• _MATERIAL FOR THIS EXERCISE_

+-------+

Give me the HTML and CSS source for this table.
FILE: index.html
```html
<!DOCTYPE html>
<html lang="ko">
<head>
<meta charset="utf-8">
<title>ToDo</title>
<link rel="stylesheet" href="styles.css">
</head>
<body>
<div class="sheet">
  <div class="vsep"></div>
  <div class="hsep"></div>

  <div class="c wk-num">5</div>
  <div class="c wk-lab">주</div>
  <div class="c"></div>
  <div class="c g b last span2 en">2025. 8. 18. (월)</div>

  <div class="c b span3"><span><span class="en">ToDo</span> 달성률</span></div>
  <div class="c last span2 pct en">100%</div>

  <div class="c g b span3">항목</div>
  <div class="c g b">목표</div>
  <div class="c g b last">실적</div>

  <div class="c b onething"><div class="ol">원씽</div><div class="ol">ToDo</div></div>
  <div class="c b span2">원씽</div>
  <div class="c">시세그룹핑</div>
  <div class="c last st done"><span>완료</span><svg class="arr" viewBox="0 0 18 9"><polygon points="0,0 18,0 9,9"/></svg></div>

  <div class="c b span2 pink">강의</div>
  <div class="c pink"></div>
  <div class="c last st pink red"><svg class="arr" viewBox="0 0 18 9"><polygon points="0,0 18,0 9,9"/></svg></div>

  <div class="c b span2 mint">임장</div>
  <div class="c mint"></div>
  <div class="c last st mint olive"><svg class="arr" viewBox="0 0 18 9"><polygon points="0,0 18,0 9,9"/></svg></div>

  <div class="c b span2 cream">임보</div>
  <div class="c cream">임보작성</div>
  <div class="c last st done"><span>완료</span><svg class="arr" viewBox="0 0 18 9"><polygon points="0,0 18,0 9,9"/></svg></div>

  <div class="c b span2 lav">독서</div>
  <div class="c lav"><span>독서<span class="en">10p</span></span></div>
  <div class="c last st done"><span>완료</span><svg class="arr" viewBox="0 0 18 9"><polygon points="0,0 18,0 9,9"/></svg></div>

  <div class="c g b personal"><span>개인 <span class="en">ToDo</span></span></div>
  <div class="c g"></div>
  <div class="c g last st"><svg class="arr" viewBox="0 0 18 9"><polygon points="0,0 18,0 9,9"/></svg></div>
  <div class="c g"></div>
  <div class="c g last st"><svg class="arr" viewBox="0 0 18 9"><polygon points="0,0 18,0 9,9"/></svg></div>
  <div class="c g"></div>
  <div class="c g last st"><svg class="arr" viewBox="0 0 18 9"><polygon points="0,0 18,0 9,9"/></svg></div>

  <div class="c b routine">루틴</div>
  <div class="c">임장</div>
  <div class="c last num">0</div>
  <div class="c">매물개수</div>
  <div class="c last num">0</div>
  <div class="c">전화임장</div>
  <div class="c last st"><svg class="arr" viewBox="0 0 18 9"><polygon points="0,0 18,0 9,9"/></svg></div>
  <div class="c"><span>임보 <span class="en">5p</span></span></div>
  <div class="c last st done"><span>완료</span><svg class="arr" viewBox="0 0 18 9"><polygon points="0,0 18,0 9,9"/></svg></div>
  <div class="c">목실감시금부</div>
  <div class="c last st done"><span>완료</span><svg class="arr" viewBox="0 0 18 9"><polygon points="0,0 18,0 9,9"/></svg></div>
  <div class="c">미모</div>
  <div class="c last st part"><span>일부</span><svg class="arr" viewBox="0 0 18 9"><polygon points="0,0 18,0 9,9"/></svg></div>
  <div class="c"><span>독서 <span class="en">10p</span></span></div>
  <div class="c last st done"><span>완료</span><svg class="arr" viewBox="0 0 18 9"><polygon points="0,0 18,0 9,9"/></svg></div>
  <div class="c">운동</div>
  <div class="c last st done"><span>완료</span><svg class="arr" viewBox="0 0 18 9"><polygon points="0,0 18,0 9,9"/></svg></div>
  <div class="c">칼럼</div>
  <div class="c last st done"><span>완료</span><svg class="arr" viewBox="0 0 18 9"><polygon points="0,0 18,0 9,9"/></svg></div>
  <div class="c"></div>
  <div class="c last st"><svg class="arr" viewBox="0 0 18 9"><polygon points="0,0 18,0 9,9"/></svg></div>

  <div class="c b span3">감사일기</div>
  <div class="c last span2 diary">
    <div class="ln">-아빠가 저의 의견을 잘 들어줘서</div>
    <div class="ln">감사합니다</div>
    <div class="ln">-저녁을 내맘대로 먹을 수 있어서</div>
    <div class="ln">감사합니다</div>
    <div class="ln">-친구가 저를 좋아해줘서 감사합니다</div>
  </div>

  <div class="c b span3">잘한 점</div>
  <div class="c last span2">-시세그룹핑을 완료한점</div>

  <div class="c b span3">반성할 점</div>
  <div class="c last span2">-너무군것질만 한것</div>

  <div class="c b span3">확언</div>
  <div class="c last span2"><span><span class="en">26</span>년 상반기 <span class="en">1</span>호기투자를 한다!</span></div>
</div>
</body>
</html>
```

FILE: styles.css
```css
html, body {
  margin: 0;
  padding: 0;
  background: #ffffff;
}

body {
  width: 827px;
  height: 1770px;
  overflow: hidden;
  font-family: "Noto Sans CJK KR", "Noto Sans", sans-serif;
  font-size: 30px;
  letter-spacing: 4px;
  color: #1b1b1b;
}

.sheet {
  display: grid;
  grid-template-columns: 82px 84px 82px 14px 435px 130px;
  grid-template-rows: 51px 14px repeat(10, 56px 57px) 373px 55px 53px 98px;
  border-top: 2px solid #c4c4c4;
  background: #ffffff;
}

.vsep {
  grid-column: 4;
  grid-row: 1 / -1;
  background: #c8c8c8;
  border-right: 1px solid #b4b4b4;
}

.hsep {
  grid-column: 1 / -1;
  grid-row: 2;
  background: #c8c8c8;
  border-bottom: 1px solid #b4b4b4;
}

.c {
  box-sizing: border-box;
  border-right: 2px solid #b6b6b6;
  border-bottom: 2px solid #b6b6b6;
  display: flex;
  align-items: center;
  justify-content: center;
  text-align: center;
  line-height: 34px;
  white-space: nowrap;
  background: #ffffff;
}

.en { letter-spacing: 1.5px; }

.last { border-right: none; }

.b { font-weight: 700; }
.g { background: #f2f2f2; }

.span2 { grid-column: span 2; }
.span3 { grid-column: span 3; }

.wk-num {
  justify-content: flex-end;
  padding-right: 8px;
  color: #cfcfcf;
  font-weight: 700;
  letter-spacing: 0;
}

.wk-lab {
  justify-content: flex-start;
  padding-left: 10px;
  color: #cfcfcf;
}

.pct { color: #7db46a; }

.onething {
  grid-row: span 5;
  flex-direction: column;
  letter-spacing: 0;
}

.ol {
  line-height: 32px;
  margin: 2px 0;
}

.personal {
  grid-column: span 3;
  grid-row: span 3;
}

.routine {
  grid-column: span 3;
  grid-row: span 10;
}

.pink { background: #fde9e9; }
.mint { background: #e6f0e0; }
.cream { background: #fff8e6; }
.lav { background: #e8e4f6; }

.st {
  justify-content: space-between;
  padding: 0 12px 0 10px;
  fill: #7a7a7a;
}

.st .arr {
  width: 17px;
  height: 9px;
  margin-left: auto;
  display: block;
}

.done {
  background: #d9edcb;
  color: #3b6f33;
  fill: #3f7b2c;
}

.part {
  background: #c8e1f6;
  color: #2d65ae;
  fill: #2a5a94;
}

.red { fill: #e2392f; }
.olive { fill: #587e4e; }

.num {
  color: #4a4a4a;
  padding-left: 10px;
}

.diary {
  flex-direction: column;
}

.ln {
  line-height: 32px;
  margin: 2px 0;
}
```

+-------+

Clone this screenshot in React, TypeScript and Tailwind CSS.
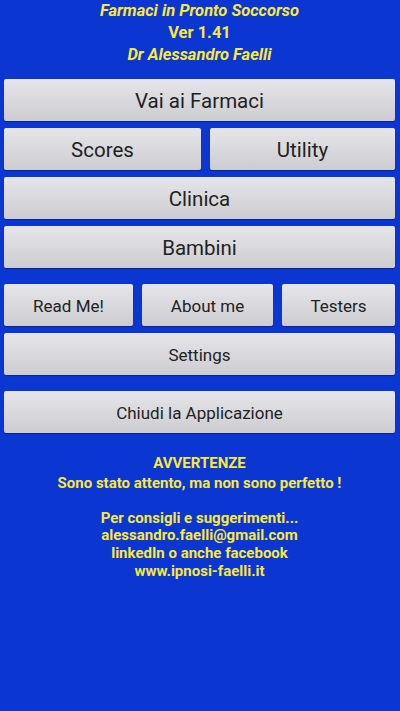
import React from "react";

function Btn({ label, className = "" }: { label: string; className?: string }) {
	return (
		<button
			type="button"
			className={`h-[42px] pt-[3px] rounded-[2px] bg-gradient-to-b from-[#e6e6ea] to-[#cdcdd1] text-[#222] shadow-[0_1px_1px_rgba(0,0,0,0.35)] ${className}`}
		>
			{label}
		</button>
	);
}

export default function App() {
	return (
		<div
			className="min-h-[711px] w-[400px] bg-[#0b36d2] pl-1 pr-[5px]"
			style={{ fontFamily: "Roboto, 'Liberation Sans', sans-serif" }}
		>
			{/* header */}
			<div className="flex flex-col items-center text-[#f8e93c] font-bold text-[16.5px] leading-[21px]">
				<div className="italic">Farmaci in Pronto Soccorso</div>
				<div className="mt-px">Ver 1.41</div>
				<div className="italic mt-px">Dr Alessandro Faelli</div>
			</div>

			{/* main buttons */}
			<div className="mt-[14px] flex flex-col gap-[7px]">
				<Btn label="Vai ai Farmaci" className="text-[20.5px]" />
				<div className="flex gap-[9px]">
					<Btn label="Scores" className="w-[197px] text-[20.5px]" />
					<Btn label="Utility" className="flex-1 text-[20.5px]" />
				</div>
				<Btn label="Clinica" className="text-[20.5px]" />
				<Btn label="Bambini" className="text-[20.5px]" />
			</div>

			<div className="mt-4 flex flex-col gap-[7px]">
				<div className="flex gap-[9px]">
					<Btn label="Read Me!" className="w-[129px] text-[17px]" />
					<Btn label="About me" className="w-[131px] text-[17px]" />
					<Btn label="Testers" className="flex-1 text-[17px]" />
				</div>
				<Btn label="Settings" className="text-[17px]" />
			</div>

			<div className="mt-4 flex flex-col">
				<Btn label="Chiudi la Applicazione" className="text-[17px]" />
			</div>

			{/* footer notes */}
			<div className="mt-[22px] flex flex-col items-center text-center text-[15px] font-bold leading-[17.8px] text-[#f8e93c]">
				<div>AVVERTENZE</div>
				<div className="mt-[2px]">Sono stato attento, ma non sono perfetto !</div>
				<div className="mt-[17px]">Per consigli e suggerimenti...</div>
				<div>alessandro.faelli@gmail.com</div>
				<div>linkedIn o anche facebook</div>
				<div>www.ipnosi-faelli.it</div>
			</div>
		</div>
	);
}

+-------+

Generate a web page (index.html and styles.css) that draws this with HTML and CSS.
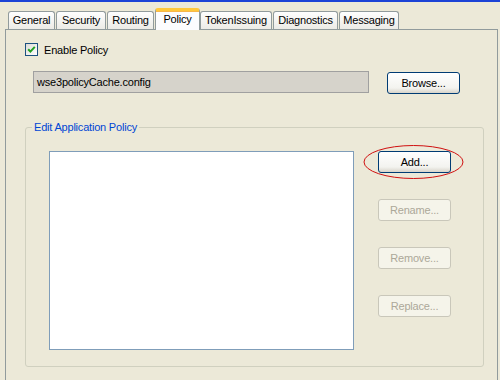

+-------+

Pictures do not belong in the copy. Reproduce exactly the lines from the one with "Clone this screenshot" to the one with "import React from", both lines included.

Clone this screenshot in React, TypeScript and Tailwind CSS.
import React from "react";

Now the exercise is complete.